One of the new DM rule options is the section on complex traps. These traps are more than just a pit in the ground laid by goblins- take the example they give you. When you enter a hallway and you’re not undead, the trap activates.

The door you’re trying to get to is 150 feet (ish) away. The first 50 feet are whirling blades. You can make a Dex check to dodge them, or an Intelligence check to determine the pattern. The next 50 feet are crushing columns coming out of the ceiling. The last 50 feet have fear glyphs on the walls which send you running back through the pillars and the blades.

Okay, so that’s a lot of things, but effectively it’s just 3 traps in a row that are especially hard to avoid. Not so- you see, complex traps have an initiative! On its’ initiative (which is not rolled for- it activates on 10, 15, 20, and/or multiple times during the round) the trap does varying things.

Let’s go back to the example of the hallway from Xanathar. The blades get faster every time they miss, which is a passive effect. The pillars crush down on another initiative. The runes of fear pulse on initiative.

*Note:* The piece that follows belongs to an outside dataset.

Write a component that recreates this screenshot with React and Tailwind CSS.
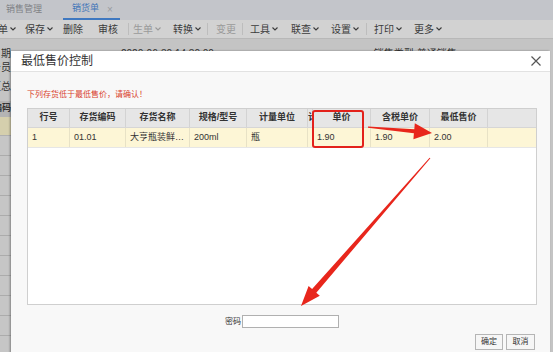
import React from "react";

const FONT = { fontFamily: '"Liberation Sans", "Noto Sans CJK SC", sans-serif' };

function Chevron({ gray }) {
  return (
    <svg width="6" height="4" viewBox="0 0 6 4" className="ml-[2px]">
      <path d="M0.5 0.5 L3 3 L5.5 0.5" fill="none" stroke={gray ? "#9a9a9a" : "#3b3b3b"} strokeWidth="1.1" />
    </svg>
  );
}

const tools = [
  { t: "单", ch: true, w: "w-[27px] -ml-[2px]" },
  { t: "保存", ch: true, w: "w-[38px]" },
  { t: "删除", w: "w-[35px]" },
  { t: "审核", w: "w-[30px]" },
  { sep: true, w: "w-[5px]" },
  { t: "生单", ch: true, gray: true, w: "w-[40px]" },
  { t: "转换", ch: true, w: "w-[34px]" },
  { sep: true, w: "w-[9px]" },
  { t: "变更", gray: true, w: "w-[26px]" },
  { sep: true, w: "w-[8px]" },
  { t: "工具", ch: true, w: "w-[41px]" },
  { t: "联查", ch: true, w: "w-[40px]" },
  { t: "设置", ch: true, w: "w-[35px]" },
  { sep: true, w: "w-[8px]" },
  { t: "打印", ch: true, w: "w-[40px]" },
  { t: "更多", ch: true, w: "w-[40px]" },
];

const cols = [
  { h: "行号", d: "1", w: "w-[42px]" },
  { h: "存货编码", d: "01.01", w: "w-[56px]" },
  { h: "存货名称", d: "大亨瓶装鲜榨果汁", w: "w-[64px]" },
  { h: "规格/型号", d: "200ml", w: "w-[57px]" },
  { h: "计量单位", d: "瓶", w: "w-[61px]" },
  { h: "计", d: "", w: "w-[5px]", hidden: true },
  { h: "单价", d: "1.90", w: "w-[58px]" },
  { h: "含税单价", d: "1.90", w: "w-[59px]" },
  { h: "最低售价", d: "2.00", w: "w-[58px]" },
];

export default function App() {
  return (
    <div className="relative w-[553px] h-[352px] overflow-hidden bg-[#c4c4c4]" style={FONT}>
      {/* tab bar */}
      <div className="h-[20px] bg-[#c3c5ca] flex items-stretch text-[9px]">
        <div className="w-[63px] pl-[6px] flex items-center text-[#7f8185]">销售管理</div>
        <div className="w-[57px] pl-[9px] flex items-center border-b-2 border-[#3f78c0] text-[#3f74b8]">
          <span>销货单</span>
          <span className="ml-[8px] text-[#9a9ca0] text-[10px]">×</span>
        </div>
      </div>
      {/* toolbar */}
      <div className="h-[19px] bg-[#d2d2d2] border-b border-[#b8b8b8] flex items-center text-[10px] text-[#3b3b3b]">
        {tools.map((it, i) =>
          it.sep ? (
            <div key={i} className={`${it.w} h-[12px] flex`}>
              <div className="w-px h-full bg-[#bdbdbd]" />
            </div>
          ) : (
            <div key={i} className={`${it.w} flex items-center shrink-0 ${it.gray ? "text-[#9a9a9a]" : ""}`}>
              <span>{it.t}</span>
              {it.ch && <Chevron gray={it.gray} />}
            </div>
          )
        )}
      </div>
      {/* underlying page content */}
      <div className="flex flex-col text-[10px] text-[#333]">
        <div className="h-[19px] pt-[7px] flex items-start">
          <div className="w-[11px] flex justify-end overflow-hidden whitespace-nowrap">日期</div>
          <div className="ml-[110px] whitespace-nowrap">2020-06-30 14:30:00</div>
          <div className="ml-[160px] whitespace-nowrap">销售类型 普通销售</div>
        </div>
        <div className="h-[19px] flex items-center">
          <div className="w-[11px] flex justify-end overflow-hidden whitespace-nowrap">业务员</div>
        </div>
        <div className="h-[19px] flex items-center">
          <div className="w-[11px] flex justify-end overflow-hidden whitespace-nowrap">汇总</div>
        </div>
        <div className="h-[5px]" />
        <div className="h-[16px] w-[11px] bg-[#b4b4b4] flex items-center justify-end overflow-hidden whitespace-nowrap font-bold text-[9px]">编码</div>
        <div className="h-[19px] w-[11px] bg-[#d5cfad] border-b border-[#b0b0b0]" />
        {[0, 1, 2, 3, 4, 5, 6, 7, 8, 9, 10].map((i) => (
          <div key={i} className="h-[20px] w-[11px] bg-[#c6c6c6] border-b border-[#acacac]" />
        ))}
      </div>

      {/* modal */}
      <div className="absolute left-[11px] top-[51px] w-[539px] h-[310px] bg-[#f8f8f8] flex flex-col shadow-[-1px_0_2px_rgba(0,0,0,0.35)]">
        <div className="h-[21px] bg-white border-b border-[#e2e2e2] flex items-center justify-between pl-[10px] pr-[9px]">
          <span className="text-[12px] text-[#333]">最低售价控制</span>
          <svg width="10" height="10" viewBox="0 0 10 10">
            <path d="M0.5 0.5 L9.5 9.5 M9.5 0.5 L0.5 9.5" stroke="#555" strokeWidth="1.2" />
          </svg>
        </div>
        <div className="flex flex-col pl-[16px] pr-[13px]">
          <div className="pt-[18px] h-[28px] text-[8px] leading-[10px] text-[#d8432e]">下列存货低于最低售价，请确认！</div>
          <div className="mt-[8px] h-[197px] border border-[#cfcfcf] bg-white">
            <div className="flex h-[19px] bg-[#e6e6e6] border-b border-[#d6d6d6] text-[9px] font-bold text-[#333]">
              {cols.map((c, i) => (
                <div
                  key={i}
                  className={`${c.w} shrink-0 h-full border-r border-[#d3d3d3] flex items-center overflow-hidden whitespace-nowrap ${c.hidden ? "justify-start" : "justify-center"}`}
                >
                  {c.h}
                </div>
              ))}
            </div>
            <div className="flex h-[20px] bg-[#fdf6d6] border-b border-[#e6e6e6] text-[9px] text-[#333]">
              {cols.map((c, i) => (
                <div
                  key={i}
                  className={`${c.w} shrink-0 h-full border-r border-[#e8e2c6] flex items-center pl-[4px] overflow-hidden`}
                >
                  <span className="block min-w-0 w-full overflow-hidden text-ellipsis whitespace-nowrap">{c.d}</span>
                </div>
              ))}
            </div>
          </div>
          <div className="mt-[10px] flex justify-center items-center text-[8px] text-[#333]">
            <span className="mr-[1px]">密码</span>
            <div className="w-[97px] h-[13px] bg-white border border-[#b0b0b0]" />
          </div>
          <div className="mt-[6px] flex justify-end gap-[3px] pr-[2px] text-[8px] text-[#333]">
            <div className="w-[28px] h-[16px] border border-[#b5b5b5] bg-[#f6f6f6] flex items-center justify-center">确定</div>
            <div className="w-[29px] h-[16px] border border-[#b5b5b5] bg-[#f6f6f6] flex items-center justify-center">取消</div>
          </div>
        </div>
      </div>

      {/* annotations */}
      <svg className="absolute left-0 top-0 pointer-events-none" width="553" height="352" viewBox="0 0 553 352">
        <rect x="313" y="111" width="50" height="36" rx="2" fill="none" stroke="#e3211b" strokeWidth="2" />
        <polygon
          fill="#e8261c"
          points="368,126.5 414.3,129.3 414.8,123.3 432,133 413.4,139.3 413.9,133.3 368,127.8"
        />
        <polygon
          fill="#e8261c"
          points="430.4,158.3 316.3,292.7 319.8,295.8 301,306 308.6,286.1 312.1,289.1 429.6,157.7"
        />
      </svg>
    </div>
  );
}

The blades don’t do anything on initiative, but they have a passive effect- when someone is missed, the blades do more damage the next time they hit. This makes dodging harder because eventually, you’re going to get hit. You get paid back with interest, essentially, unless you never get hit at all. 

Conclusion

Traps are a powerful weapon in the arsenal of the DM to thwart, confuse, and down players. And no one says traps have to kill you- quite the opposite! It’s going to be super annoying to be right at the boss fight, then step on the wrong tile and be teleported to the top.

Traps can split the party, letting the monsters in the dungeon (most likely maintaining the traps) kill them off one by one. Not that you can’t use traps or monsters by themselves, certainly.

But, like in Magic: The Gathering, your dungeon is going to be a lot stronger if you’re mixing two things together. Or using a 1 cost 10/10 in a deck with only tutor spells. Either one of those, really.